The Second Amendment clause, "The right of the people," indicates that the framers were acknowledging a right rather than granting a right. Therefore, this right "to keep and bear arms" (RKBA) is an inherent and intrinsic right that predates the Constitution. A preexisting right cannot ever be malum prohibitum - wrong because legislatures, courts or political correctness says it's wrong.
Regardless of this legal fact, our detractors will be gearing up to challenge the Emerson decision which confirmed that the Second Amendment is not only a right, but an individual right and not a collective right. The anti-gunners might have to finally admit to this, but they will not roll over or curtail their attacks on us. Their next assault might be to the effect that, though the RKBA is an individual right, it is not absolute. They will contend that even a mandate is not absolute and thus is subject to restrictions.

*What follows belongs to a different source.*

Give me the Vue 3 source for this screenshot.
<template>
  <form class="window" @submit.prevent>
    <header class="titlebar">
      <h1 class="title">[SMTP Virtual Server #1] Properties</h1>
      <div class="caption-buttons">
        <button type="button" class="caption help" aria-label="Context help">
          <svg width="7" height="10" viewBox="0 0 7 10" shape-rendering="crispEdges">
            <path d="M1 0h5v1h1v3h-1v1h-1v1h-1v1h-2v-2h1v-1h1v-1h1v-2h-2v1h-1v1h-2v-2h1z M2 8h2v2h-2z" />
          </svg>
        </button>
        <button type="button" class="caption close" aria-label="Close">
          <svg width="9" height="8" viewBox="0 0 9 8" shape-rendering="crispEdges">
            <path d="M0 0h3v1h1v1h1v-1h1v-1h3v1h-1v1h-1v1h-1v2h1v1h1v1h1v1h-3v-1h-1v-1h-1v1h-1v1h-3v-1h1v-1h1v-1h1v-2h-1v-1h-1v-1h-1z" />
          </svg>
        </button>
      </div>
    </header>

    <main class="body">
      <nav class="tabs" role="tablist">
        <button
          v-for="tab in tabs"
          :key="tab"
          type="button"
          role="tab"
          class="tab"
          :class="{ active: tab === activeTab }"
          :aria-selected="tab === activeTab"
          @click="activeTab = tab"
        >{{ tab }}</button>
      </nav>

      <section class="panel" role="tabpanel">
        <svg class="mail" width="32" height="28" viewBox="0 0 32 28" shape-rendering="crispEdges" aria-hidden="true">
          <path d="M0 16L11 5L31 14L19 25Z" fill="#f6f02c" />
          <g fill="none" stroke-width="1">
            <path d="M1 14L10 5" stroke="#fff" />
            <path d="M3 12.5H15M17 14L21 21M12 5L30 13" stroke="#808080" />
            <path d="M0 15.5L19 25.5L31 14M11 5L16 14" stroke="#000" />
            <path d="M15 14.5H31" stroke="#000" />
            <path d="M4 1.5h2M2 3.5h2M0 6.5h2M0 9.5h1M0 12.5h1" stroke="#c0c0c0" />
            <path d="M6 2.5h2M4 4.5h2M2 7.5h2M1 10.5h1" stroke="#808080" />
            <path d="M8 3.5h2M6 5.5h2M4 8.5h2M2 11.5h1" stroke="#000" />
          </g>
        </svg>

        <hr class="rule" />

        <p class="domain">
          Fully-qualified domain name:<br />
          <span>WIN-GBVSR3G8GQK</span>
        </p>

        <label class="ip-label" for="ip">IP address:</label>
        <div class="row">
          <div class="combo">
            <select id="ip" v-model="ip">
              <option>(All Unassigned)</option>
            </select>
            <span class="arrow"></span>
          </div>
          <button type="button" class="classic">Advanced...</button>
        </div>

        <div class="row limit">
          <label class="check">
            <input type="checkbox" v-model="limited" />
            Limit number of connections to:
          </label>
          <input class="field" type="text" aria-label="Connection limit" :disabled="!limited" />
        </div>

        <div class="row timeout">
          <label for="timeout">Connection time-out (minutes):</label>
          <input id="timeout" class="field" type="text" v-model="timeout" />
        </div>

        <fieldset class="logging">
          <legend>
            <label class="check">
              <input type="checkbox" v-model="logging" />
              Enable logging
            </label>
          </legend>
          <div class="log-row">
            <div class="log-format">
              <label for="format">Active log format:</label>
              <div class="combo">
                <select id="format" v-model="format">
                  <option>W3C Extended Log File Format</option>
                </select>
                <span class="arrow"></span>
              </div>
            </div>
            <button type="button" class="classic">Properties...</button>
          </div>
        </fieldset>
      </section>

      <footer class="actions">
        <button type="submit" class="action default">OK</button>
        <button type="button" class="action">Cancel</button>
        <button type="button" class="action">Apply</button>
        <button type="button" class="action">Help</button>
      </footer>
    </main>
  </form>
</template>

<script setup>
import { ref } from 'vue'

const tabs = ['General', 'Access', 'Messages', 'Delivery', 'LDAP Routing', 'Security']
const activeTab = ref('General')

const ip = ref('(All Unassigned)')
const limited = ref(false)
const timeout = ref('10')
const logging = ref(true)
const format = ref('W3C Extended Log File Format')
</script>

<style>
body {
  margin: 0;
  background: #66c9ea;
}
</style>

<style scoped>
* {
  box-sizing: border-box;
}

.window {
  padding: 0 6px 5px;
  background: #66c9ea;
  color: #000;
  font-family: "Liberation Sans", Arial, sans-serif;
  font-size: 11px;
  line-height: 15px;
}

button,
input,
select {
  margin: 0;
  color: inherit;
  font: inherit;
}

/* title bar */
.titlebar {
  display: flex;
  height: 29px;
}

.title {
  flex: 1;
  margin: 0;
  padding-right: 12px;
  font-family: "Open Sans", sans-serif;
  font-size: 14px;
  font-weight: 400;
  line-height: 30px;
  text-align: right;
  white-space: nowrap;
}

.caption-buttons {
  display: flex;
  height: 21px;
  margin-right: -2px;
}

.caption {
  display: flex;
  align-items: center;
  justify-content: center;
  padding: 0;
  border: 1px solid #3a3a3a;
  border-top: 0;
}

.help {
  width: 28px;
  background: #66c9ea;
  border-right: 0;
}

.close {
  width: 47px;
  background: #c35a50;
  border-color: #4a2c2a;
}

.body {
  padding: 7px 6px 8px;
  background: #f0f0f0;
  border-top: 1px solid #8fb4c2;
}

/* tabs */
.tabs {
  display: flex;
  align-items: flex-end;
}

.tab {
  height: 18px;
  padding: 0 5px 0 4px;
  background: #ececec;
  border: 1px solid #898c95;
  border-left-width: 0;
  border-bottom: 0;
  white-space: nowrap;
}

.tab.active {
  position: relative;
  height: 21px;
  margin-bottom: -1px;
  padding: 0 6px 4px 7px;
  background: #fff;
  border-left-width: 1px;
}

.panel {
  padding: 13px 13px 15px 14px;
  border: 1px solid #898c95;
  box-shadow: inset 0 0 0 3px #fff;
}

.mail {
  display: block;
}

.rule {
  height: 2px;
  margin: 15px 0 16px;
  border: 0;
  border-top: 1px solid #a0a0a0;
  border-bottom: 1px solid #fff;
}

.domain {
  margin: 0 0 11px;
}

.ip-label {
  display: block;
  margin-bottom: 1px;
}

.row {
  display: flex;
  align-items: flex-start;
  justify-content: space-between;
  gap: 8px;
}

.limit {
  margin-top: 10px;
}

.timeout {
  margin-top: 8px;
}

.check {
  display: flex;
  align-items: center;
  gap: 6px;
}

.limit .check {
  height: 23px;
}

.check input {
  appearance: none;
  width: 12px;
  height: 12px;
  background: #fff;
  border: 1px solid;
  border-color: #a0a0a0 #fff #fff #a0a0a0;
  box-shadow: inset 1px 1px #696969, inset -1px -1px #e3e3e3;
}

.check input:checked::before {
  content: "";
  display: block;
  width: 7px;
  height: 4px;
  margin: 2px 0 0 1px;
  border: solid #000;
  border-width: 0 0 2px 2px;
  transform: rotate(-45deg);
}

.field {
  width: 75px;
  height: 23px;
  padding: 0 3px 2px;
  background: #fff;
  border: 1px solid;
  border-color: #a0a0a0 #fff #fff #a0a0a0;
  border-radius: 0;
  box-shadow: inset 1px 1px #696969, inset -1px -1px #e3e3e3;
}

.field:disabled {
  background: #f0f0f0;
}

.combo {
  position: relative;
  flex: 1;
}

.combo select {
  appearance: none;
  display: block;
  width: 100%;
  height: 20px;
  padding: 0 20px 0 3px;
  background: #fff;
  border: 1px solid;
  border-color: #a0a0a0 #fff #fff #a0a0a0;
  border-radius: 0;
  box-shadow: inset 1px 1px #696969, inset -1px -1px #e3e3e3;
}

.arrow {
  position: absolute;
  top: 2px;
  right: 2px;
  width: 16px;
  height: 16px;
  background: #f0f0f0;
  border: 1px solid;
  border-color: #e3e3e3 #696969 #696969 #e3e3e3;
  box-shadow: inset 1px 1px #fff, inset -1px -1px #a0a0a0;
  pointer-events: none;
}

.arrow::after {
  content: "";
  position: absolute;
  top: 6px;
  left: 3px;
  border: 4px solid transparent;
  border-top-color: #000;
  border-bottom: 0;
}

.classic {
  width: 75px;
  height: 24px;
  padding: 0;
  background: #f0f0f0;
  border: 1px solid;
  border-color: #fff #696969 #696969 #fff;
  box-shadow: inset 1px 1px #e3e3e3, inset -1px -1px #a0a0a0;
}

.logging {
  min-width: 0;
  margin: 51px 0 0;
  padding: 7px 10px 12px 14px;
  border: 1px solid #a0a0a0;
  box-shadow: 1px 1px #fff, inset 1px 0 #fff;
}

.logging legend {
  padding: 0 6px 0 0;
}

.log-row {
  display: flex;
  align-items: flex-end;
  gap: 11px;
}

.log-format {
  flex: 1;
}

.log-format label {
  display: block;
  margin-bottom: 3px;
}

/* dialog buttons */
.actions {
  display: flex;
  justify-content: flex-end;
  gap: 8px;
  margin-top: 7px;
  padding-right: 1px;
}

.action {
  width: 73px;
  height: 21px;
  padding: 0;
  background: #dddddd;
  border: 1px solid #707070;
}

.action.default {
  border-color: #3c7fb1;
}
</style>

Contrary to what some over zealous pro-gunners want to believe, the antis are correct inasmuch as the RKBA is not an absolute. If it was, we would have to allow little children and prison inmates to keep and bear arms. Therefore, some limits must be acceptable. But limits do not mean anything the legislature/courts want it to be. Bearing arms is not an absolute right under all conditions anymore than free speech allows one to yell fire in a crowded building when there is no fire. The constitutional right to bear arms does have limits, but these confines are only limited to two factors: Citizenship and Other's Rights.
"The greatest dangers to liberty lurk in insidious encroachment by men of zeal, well-meaning but without understanding." Justice Louis Brandeis, 1927."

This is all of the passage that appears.